The architectural firm Jonkman Klinkhamer could hardly wait to start working on the extensive renovation of the Amersfoort museum in 2008 and 2009. Not wanting to throw out the baby with the bathwater, the architects preserved much of the original architecture. The real architectural art was in combining this with modern technology. For one of the exceptional ideas to achieve this, Jonkman Klinkhamer could bring a recent memorable, very positive experience to the task.
During the extension of the ‘Melkweg’, one of the leading pop venues in the Netherlands, the architectural firm managed to realize an unusual floor design. Although, strictly speaking, it was Bolidt that managed to realize this by somewhat going against the ‘nature’ of museum flooring. Jonkman Klinkhamer were so pleasantly surprised by the remarkable result that they enthusiastically and with full conviction called in Bolidt once more to create such flooring at the Flehite museum.
The secret lies in applying the industrial Bolidtop® 500, which is rarely if ever used for aesthetic flooring applications in museums. The Bolidtop® 525 is a popular flooring system for this purpose. But Jonkman Klinkhamer prefers the special dark, high-gloss Bolidtop® 500 finish, which naturally develops a playful, dynamic scratch pattern.
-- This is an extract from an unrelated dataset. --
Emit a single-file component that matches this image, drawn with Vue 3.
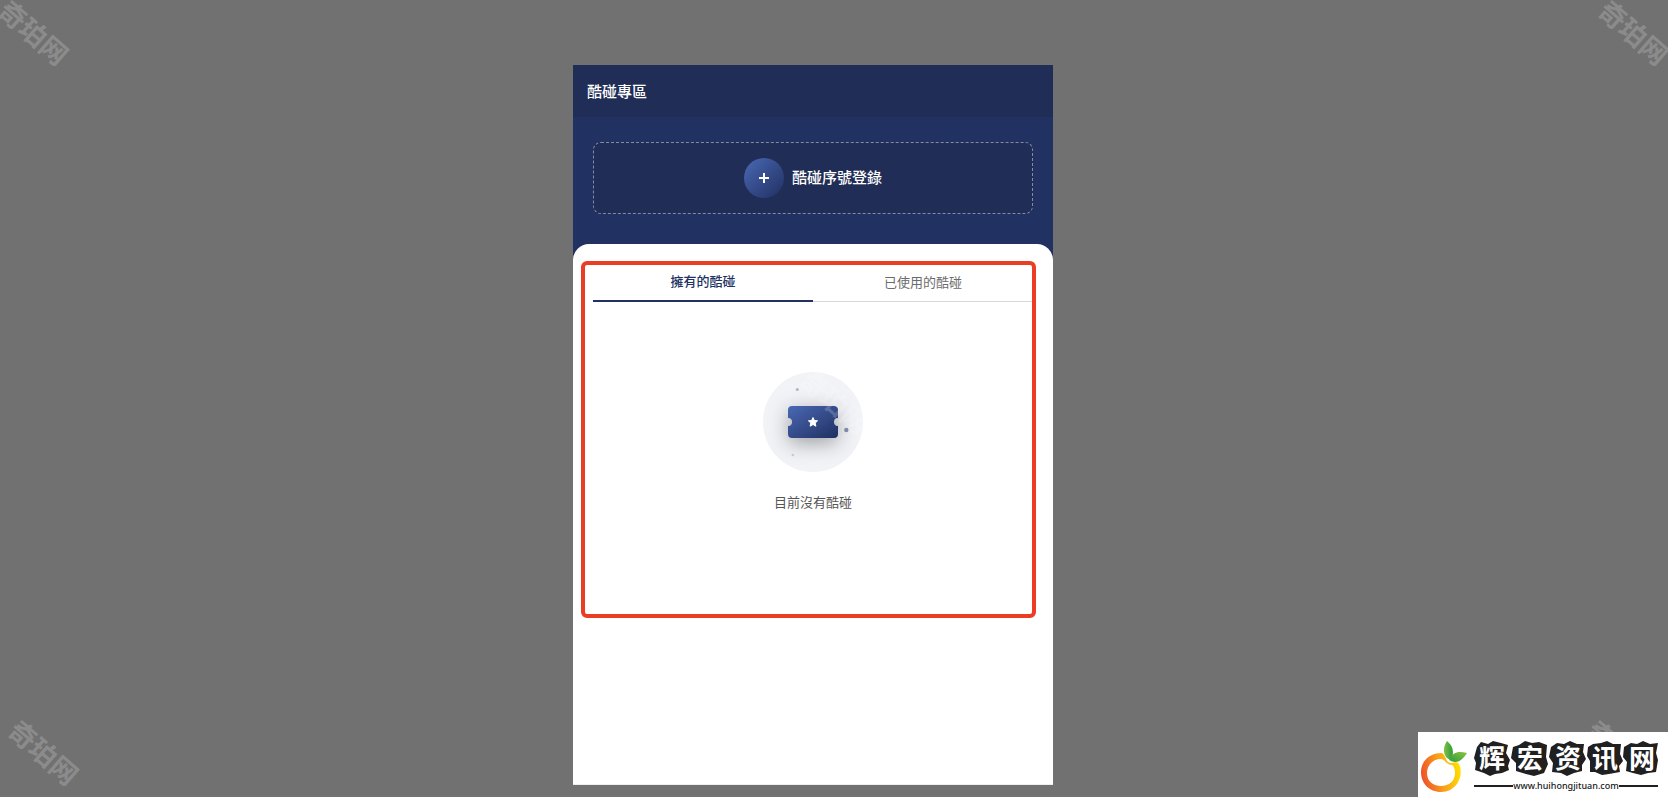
<script setup>
import { ref } from 'vue'

const tabs = [
  { id: 'owned', label: '擁有的酷碰' },
  { id: 'used', label: '已使用的酷碰' },
]
const active = ref('owned')
const marks = ['top-left', 'top-right', 'bottom-left', 'bottom-right', 'middle']
const logoChars = [
  { char: '辉', x: 74 },
  { char: '宏', x: 112 },
  { char: '资', x: 150 },
  { char: '讯', x: 187 },
  { char: '网', x: 224 },
]
</script>

<template>
  <div class="page">
    <main class="panel">
      <header class="bar"><h1>酷碰專區</h1></header>
      <section class="hero">
        <button class="register" type="button">
          <span class="plus">
            <svg width="10" height="10" viewBox="0 0 10 10" aria-hidden="true">
              <path d="M5 0V10M0 5H10" stroke="#fff" stroke-width="2" />
            </svg>
          </span>
          <span class="register-label">酷碰序號登錄</span>
        </button>
      </section>
      <section class="sheet">
        <div class="tabs" role="tablist">
          <button
            v-for="tab in tabs"
            :key="tab.id"
            type="button"
            role="tab"
            class="tab"
            :class="{ active: active === tab.id }"
            :aria-selected="active === tab.id"
            @click="active = tab.id"
          >{{ tab.label }}</button>
        </div>
        <div class="empty">
          <svg width="100" height="100" viewBox="0 0 100 100" aria-hidden="true">
            <defs>
              <linearGradient id="ticket-fill" x1="0" y1="0" x2="1" y2="1">
                <stop offset="0" stop-color="#4a69b5" />
                <stop offset="1" stop-color="#202f60" />
              </linearGradient>
              <filter id="ticket-shadow" x="-60%" y="-100%" width="220%" height="320%">
                <feDropShadow dx="0" dy="5" stdDeviation="10" flood-color="#000" flood-opacity="0.35" />
              </filter>
              <clipPath id="disc"><circle cx="50" cy="50" r="50" /></clipPath>
            </defs>
            <circle cx="50" cy="50" r="50" fill="#f2f3f7" />
            <g clip-path="url(#disc)">
              <path
                filter="url(#ticket-shadow)"
                fill="url(#ticket-fill)"
                d="M29 34H71A4 4 0 0 1 75 38V46A4 4 0 0 0 75 54V62A4 4 0 0 1 71 66H29A4 4 0 0 1 25 62V54A4 4 0 0 0 25 46V38A4 4 0 0 1 29 34Z"
              />
            </g>
            <path
              fill="#fff"
              stroke="#fff"
              stroke-linejoin="round"
              d="M50 45.5L51.4 48.5L54.6 48.8L52.2 51L52.9 54.2L50 52.5L47.1 54.2L47.8 51L45.4 48.8L48.6 48.5Z"
            />
            <circle cx="34.3" cy="17.5" r="1.6" fill="#afb7c8" />
            <circle cx="83.3" cy="58" r="2.2" fill="#808ba8" />
            <circle cx="29.8" cy="83" r="1.2" fill="#c3c8d3" />
          </svg>
          <p>目前沒有酷碰</p>
        </div>
        <div class="outline"></div>
      </section>
    </main>

    <span v-for="mark in marks" :key="mark" class="mark" :class="mark" aria-hidden="true">奇珀网</span>

    <aside class="logo">
      <svg width="250" height="65" viewBox="0 0 250 65" role="img" aria-label="辉宏资讯网">
        <defs>
          <linearGradient id="ring" x1="0" y1="0.6" x2="1" y2="0.4">
            <stop offset="0" stop-color="#ee4f2b" />
            <stop offset="0.5" stop-color="#f9a01b" />
            <stop offset="1" stop-color="#ffe100" />
          </linearGradient>
          <linearGradient id="leaf" x1="0" y1="0" x2="1" y2="0">
            <stop offset="0" stop-color="#7fc241" />
            <stop offset="1" stop-color="#2f9a3c" />
          </linearGradient>
          <linearGradient id="leaf-side" x1="0" y1="1" x2="1" y2="0">
            <stop offset="0" stop-color="#2f9a3c" />
            <stop offset="1" stop-color="#8bc53f" />
          </linearGradient>
        </defs>
        <path
          fill="url(#ring)"
          fill-rule="evenodd"
          d="M23 21C27 21 27 27 30 30C34 33 38 28 41 32C44 38 43 46 39 52C35 57 30 60 23 60C11 60 3 51 3 40C3 29 12 21 23 21ZM23 27C15 27 9 33 9 41C9 49 15 54 23 54C31 54 37 49 37 41C37 37 36 34 34 33C28 33 27 27 23 27Z"
        />
        <path fill="url(#leaf)" d="M29 9C35 14 36 19 34 27C31 28 28 26 27 23C25 18 26 14 29 9Z" />
        <path fill="url(#leaf-side)" d="M49 21C43 30 38 32 31 28C35 20 40 19 49 21Z" />
        <g fill="#202020">
          <path d="M59 15L63 10L70 12L75 9L83 11L90 13L88 21L92 28L90 34L91 38L84 41L77 42L72 44L66 41L57 38L58 31L56 26Z" />
          <path d="M95 15L101 13L107 9L114 11L121 10L129 13L128 25L130 32L126 41L116 44L108 42L98 39L98 31L93 26Z" />
          <path d="M133 15L139 11L146 12L152 9L159 12L166 12L165 20L168 27L164 33L164 39L156 41L149 44L143 41L134 40L135 31L131 25Z" />
          <path d="M170 15L175 12L183 11L189 9L195 12L203 12L202 22L205 29L201 34L202 40L191 42L184 43L177 40L172 40L172 29L169 24Z" />
          <path d="M206 15L213 11L219 12L225 9L232 12L240 11L238 21L240 28L238 40L230 41L223 43L215 41L208 39L209 30L205 25Z" />
        </g>
        <g class="logo-name">
          <text v-for="item in logoChars" :key="item.char" :x="item.x" y="36">{{ item.char }}</text>
        </g>
        <path d="M56 54H95M201 54H240" stroke="#202020" stroke-width="2" />
        <text class="logo-url" x="148" y="57">www.huihongjituan.com</text>
      </svg>
    </aside>
  </div>
</template>

<style>
body {
  margin: 0;
  background: #717171;
}
</style>

<style scoped>
.page {
  position: relative;
  box-sizing: border-box;
  display: flex;
  justify-content: center;
  min-height: 100vh;
  padding: 65px 42px 12px 0;
  overflow: hidden;
  background: #717171;
  font-family: "Noto Sans CJK TC", sans-serif;
}
.panel {
  box-sizing: border-box;
  display: flex;
  flex-direction: column;
  width: 100%;
  max-width: 480px;
  background: #203162;
  border-bottom: 1px solid #eee;
}
.bar {
  display: flex;
  align-items: center;
  height: 52px;
  padding: 0 14px;
  background: #202d56;
}
h1 {
  margin: 0;
  color: #fff;
  font-size: 15px;
  font-weight: 500;
  line-height: 24px;
}
button {
  margin: 0;
  font-family: inherit;
  cursor: pointer;
}
.hero {
  padding: 25px 20px 30px;
}
.register {
  box-sizing: border-box;
  display: flex;
  align-items: center;
  justify-content: center;
  gap: 8px;
  width: 100%;
  height: 72px;
  padding: 0;
  border: 1px dashed #858ba2;
  border-radius: 8px;
  background: #202d56;
  color: #fff;
  font-size: 15px;
  font-weight: 500;
  line-height: 24px;
}
.register-label {
  padding-bottom: 2px;
}
.plus {
  display: flex;
  align-items: center;
  justify-content: center;
  width: 40px;
  height: 40px;
  border-radius: 50%;
  background: linear-gradient(135deg, #4a69b5, #202f60);
}
.sheet {
  position: relative;
  flex: 1;
  padding: 20px;
  border-radius: 16px 16px 0 0;
  background: #fff;
}
.tabs {
  display: flex;
}
.tab {
  box-sizing: border-box;
  flex: 1;
  height: 38px;
  padding: 0 0 2px;
  border: 0;
  border-bottom: 1px solid #d8d8dc;
  background: none;
  color: #6c6c6c;
  font-size: 13px;
  font-weight: 400;
  line-height: 20px;
}
.tab.active {
  border-bottom: 2px solid #203162;
  color: #203162;
  font-weight: 500;
}
.empty {
  display: flex;
  flex-direction: column;
  align-items: center;
  gap: 20px;
  padding-top: 70px;
}
.empty p {
  margin: 0;
  color: #555;
  font-size: 13px;
  line-height: 20px;
}
.outline {
  position: absolute;
  top: 17px;
  right: 17px;
  left: 8px;
  box-sizing: border-box;
  height: 357px;
  border: 4px solid #eb3d24;
  border-radius: 6px;
  pointer-events: none;
}
.mark {
  position: absolute;
  width: 84px;
  color: rgba(255, 255, 255, 0.2);
  font-family: "Noto Sans CJK SC", sans-serif;
  font-size: 27px;
  font-weight: 700;
  line-height: 32px;
  text-align: center;
  white-space: nowrap;
  transform: rotate(41deg);
  pointer-events: none;
}
.top-left {
  top: 16px;
  left: -8px;
}
.top-right {
  top: 16px;
  right: -8px;
}
.bottom-left {
  bottom: 29px;
  left: 2px;
}
.bottom-right {
  right: 4px;
  bottom: 29px;
}
.middle {
  top: 385px;
  left: calc(50% - 41px);
}
.logo {
  position: absolute;
  right: 0;
  bottom: 0;
  background: #fff;
}
.logo svg {
  display: block;
}
.logo-name {
  fill: #fff;
  font-family: "Noto Sans CJK SC", sans-serif;
  font-size: 26px;
  font-weight: 700;
  text-anchor: middle;
}
.logo-url {
  fill: #202020;
  font-family: "Noto Sans", sans-serif;
  font-size: 9px;
  font-weight: 500;
  text-anchor: middle;
}
</style>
It looks like anthracite-coloured natural stone; its high gloss gradually dulls somewhat from the edges towards the centre.
A perfect fit for the Flehite museum. The overall result is breathtaking. An additional advantage is that the museum is much quieter and more comfortable now. The former wooden floor produced disturbing noise, but with the new Bolidt floor, this problem has been completely eliminated.